Nach § 106 Abs 2 Satz 2 KFG begründet die Verletzung der Gurtenanlegepflicht im Fall der Tötung oder Verletzung des Benützers durch einen Unfall ein Mitverschulden an diesen Folgen gemäß § 1304 ABGB, soweit es um einen Schmerzengeldanspruch geht. Nach der oberstgerichtlichen Rechtsprechung ist dem alkoholisierten Beifahrer, der den Sicherheitsgurt nicht angelegt hat, ein zwanzigprozentiges Mitverschulden zuzumessen (RIS-Justiz RS0026801).
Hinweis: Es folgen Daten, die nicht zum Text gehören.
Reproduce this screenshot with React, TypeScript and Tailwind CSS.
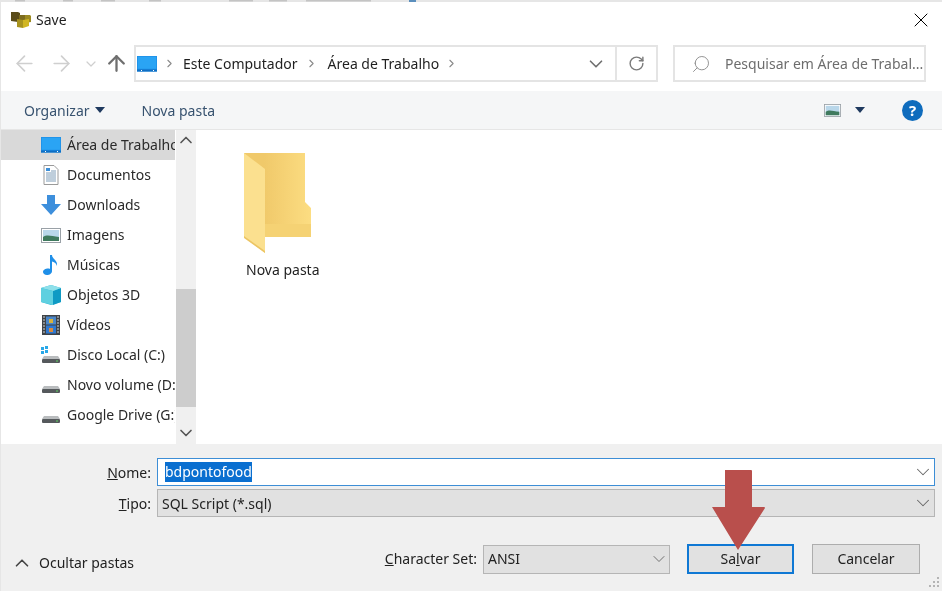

Dies führt - wie sich auch aus der durchaus vergleichbaren Entscheidung 2 Ob 220/02w ergibt - zusammen mit dem vom Kläger nicht bekämpften Mitverschulden von 25 % wegen des Einsteigens in den vom alkoholisierten Erstbeklagten gelenkten Wagen zu einer Kürzung des Schmerzengeldanspruchs auf 60 %. Dies ist - entgegen dem Erstgericht - aber auch im Spruch eines Zwischenurteils auszudrücken (2 Ob 167/00y).

Das angefochtene Urteil war daher spruchgemäß abzuändern. Der Kostenvorbehalt gründet sich auf die § 393 Abs 4 iVm § 52 Abs 2 ZPO.